Less convincing are his proposals for encouraging immigrants to go home after a period of working abroad. If immigration were temporary, he reasons, people might tolerate it more readily. So why not get immigrants to post a bond on arrival, say, or have a portion of their wages withheld until they leave? The trouble with such ingenious ideas is that immigrants from the world's poorer countries have many reasons to stay overseas, especially in Europe or America. The financial gains are huge, but they are by no means the only rewards. Life is much easier where there is the rule of law, less petty corruption and a better health-care system than exists at home.
But hostility to immigration is not just, or indeed mainly, about economics. It is based on fear of change and on racism. It has also, since the World Trade Centre attacks, been based on growing worries about Muslim terrorism. Such anxieties are not easily assuaged by economic logic. It is striking, for example, how little serious protest there was in Britain at the absorption of over 500,000 east European immigrants in the two years after Poland and nine other countries acceded to the European Union in May 2004. Surely at least one reason was that these white Christian Europeans look and (seem to) think extraordinarily like most British people, and their children and grandchildren will be distinguishable only by their unpronounceable names.

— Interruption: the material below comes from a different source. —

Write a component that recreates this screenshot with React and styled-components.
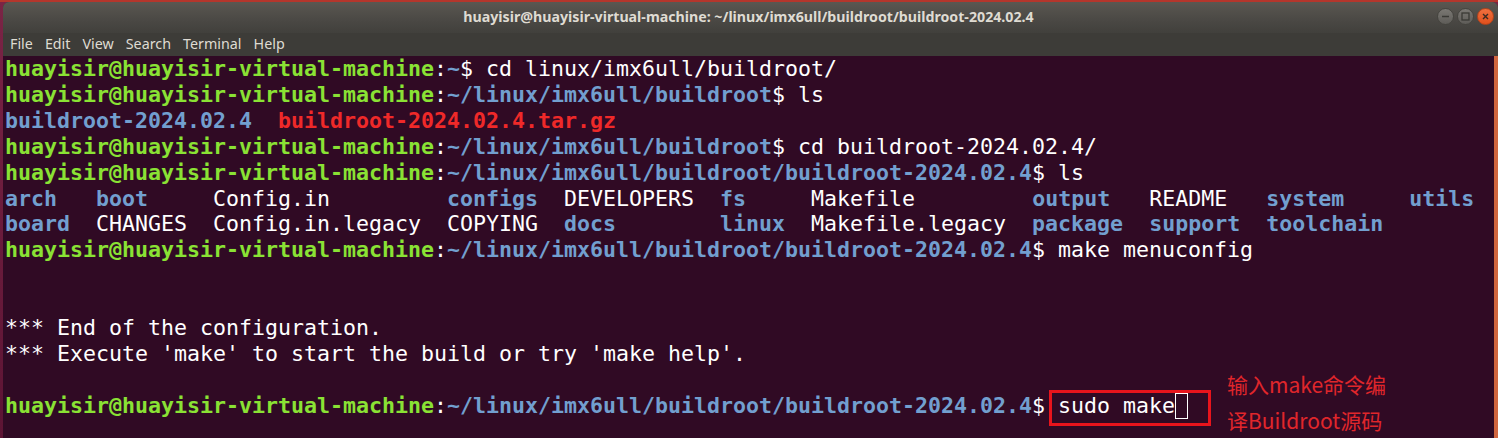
import React from 'react';
import styled, { createGlobalStyle } from 'styled-components';

const GlobalStyle = createGlobalStyle`
  html, body {
    margin: 0;
    padding: 0;
    width: 1498px;
    height: 438px;
    overflow: hidden;
    background: #6a1c3a;
  }
`;

const Desktop = styled.div`
  width: 1498px;
  height: 438px;
  box-sizing: border-box;
  padding: 2px 0 0 3px;
  background: linear-gradient(180deg, #b4362c 0px, #b4362c 2px, #7a2445 2px, #5c1434 100%);
  display: flex;
`;

const Window = styled.div`
  flex: 1;
  display: flex;
  flex-direction: column;
  border-radius: 6px 6px 0 0;
  overflow: hidden;
  background: #3c3b37;
`;

const TitleBar = styled.div`
  height: 31px;
  flex-shrink: 0;
  position: relative;
  display: flex;
  align-items: center;
  justify-content: center;
  background: linear-gradient(180deg, #5a5751 0%, #4a4844 60%, #41403c 100%);
  font-family: 'Noto Sans', 'DejaVu Sans', sans-serif;
  font-weight: 700;
  font-size: 14.2px;
  color: #dfdbd2;
  padding: 0 4px 2px 0;
  box-sizing: border-box;
`;

const Controls = styled.div`
  position: absolute;
  right: 4px;
  top: 6px;
  display: flex;
  gap: 3px;
`;

const WinButton = styled.div`
  width: 17px;
  height: 17px;
  border-radius: 50%;
  box-sizing: border-box;
  display: flex;
  align-items: center;
  justify-content: center;
  background: ${({ close }) =>
    close ? 'linear-gradient(180deg, #f0703f, #e0501c)' : 'linear-gradient(180deg, #7a7873, #5e5c58)'};
  border: 1px solid ${({ close }) => (close ? '#b8431a' : '#45443f')};
`;

const MenuBar = styled.div`
  height: 23px;
  flex-shrink: 0;
  display: flex;
  align-items: center;
  gap: 12px;
  padding: 0 0 2px 7px;
  box-sizing: border-box;
  background: #3d3c38;
  font-family: 'Noto Sans', 'DejaVu Sans', sans-serif;
  font-size: 14.3px;
  color: #dfdbd2;
`;

const Terminal = styled.div`
  flex: 1;
  position: relative;
  background: #300a24;
  border-right: 4px solid #d0663f;
  padding: 0 0 0 2px;
  font-family: 'DejaVu Sans Mono', monospace;
  font-size: 21.6px;
  line-height: 25.92px;
  color: #ffffff;
  white-space: pre;
`;

const Line = styled.div`
  height: 25.92px;
`;

const Span = styled.span`
  color: ${({ c }) =>
    c === 'green' ? '#8ae234' : c === 'blue' ? '#729fcf' : c === 'red' ? '#ef2929' : '#ffffff'};
  font-weight: ${({ c }) => (c ? 700 : 400)};
`;

const Highlight = styled.span`
  position: relative;
  &::after {
    content: '';
    position: absolute;
    left: -9px;
    right: -23px;
    top: -3px;
    bottom: -8px;
    border: 3px solid #e8141c;
  }
`;

const Cursor = styled.span`
  display: inline-block;
  width: 13px;
  height: 26px;
  box-sizing: border-box;
  border: 1px solid #ffffff;
  vertical-align: top;
`;

const Note = styled.div`
  position: absolute;
  left: 1224px;
  top: 310px;
  font-family: 'Noto Sans CJK SC', 'Noto Sans', sans-serif;
  font-size: 21px;
  line-height: 36px;
  color: #e0262b;
  white-space: normal;
`;

const Prompt = ({ path }) => (
  <>
    <Span c="green">huayisir@huayisir-virtual-machine</Span>:<Span c="blue">{path}</Span>$
  </>
);

const P1 = '~/linux/imx6ull/buildroot';
const P2 = '~/linux/imx6ull/buildroot/buildroot-2024.02.4';

export default function App() {
  return (
    <>
      <GlobalStyle />
      <Desktop>
        <Window>
          <TitleBar>
            huayisir@huayisir-virtual-machine: ~/linux/imx6ull/buildroot/buildroot-2024.02.4
            <Controls>
              <WinButton>
                <svg width="9" height="9" viewBox="0 0 9 9">
                  <line x1="1" y1="4.5" x2="8" y2="4.5" stroke="#3a3935" strokeWidth="1.4" />
                </svg>
              </WinButton>
              <WinButton>
                <svg width="9" height="9" viewBox="0 0 9 9">
                  <rect x="1" y="1" width="7" height="7" fill="none" stroke="#3a3935" strokeWidth="1.3" />
                </svg>
              </WinButton>
              <WinButton close>
                <svg width="9" height="9" viewBox="0 0 9 9">
                  <path d="M2 2 L7 7 M7 2 L2 7" stroke="#3a2a22" strokeWidth="1.4" />
                </svg>
              </WinButton>
            </Controls>
          </TitleBar>
          <MenuBar>
            <span>File</span>
            <span>Edit</span>
            <span>View</span>
            <span>Search</span>
            <span>Terminal</span>
            <span>Help</span>
          </MenuBar>
          <Terminal>
            <Line><Span c="green">huayisir@huayisir-virtual-machine</Span>:<Span c="blue">~</Span>$ cd linux/imx6ull/buildroot/</Line>
            <Line><Prompt path={P1} /> ls</Line>
            <Line><Span c="blue">buildroot-2024.02.4</Span>  <Span c="red">buildroot-2024.02.4.tar.gz</Span></Line>
            <Line><Prompt path={P1} /> cd buildroot-2024.02.4/</Line>
            <Line><Prompt path={P2} /> ls</Line>
            <Line><Span c="blue">arch</Span>   <Span c="blue">boot</Span>     Config.in         <Span c="blue">configs</Span>  DEVELOPERS  <Span c="blue">fs</Span>     Makefile         <Span c="blue">output</Span>   README   <Span c="blue">system</Span>     <Span c="blue">utils</Span></Line>
            <Line><Span c="blue">board</Span>  CHANGES  Config.in.legacy  COPYING  <Span c="blue">docs</Span>        <Span c="blue">linux</Span>  Makefile.legacy  <Span c="blue">package</Span>  <Span c="blue">support</Span>  <Span c="blue">toolchain</Span></Line>
            <Line><Prompt path={P2} /> make menuconfig</Line>
            <Line />
            <Line />
            <Line>*** End of the configuration.</Line>
            <Line>*** Execute 'make' to start the build or try 'make help'.</Line>
            <Line />
            <Line><Prompt path={P2} /> <Highlight>sudo make<Cursor /></Highlight></Line>
            <Note>
              输入make命令编
              <br />
              译Buildroot源码
            </Note>
          </Terminal>
        </Window>
      </Desktop>
    </>
  );
}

By contrast, many Muslim immigrants and their children have become more estranged, not less. Their ambivalence towards the West and its secular liberalism has appeared to grow, not diminish. It is, of course, wholly unreasonable to see most Muslims as potential terrorists—but reason may not have much chance here.
So no government in the rich world is likely to open its borders to all comers, as Mr Legrain urges. For politicians, the tricky question is who to let in. And how to define a coherent policy? The harsh truth is that voters find it easier to accept immigrants who look and behave as they do than those who are different. That, as a basis for policy, still leaves most of mankind outside the gates.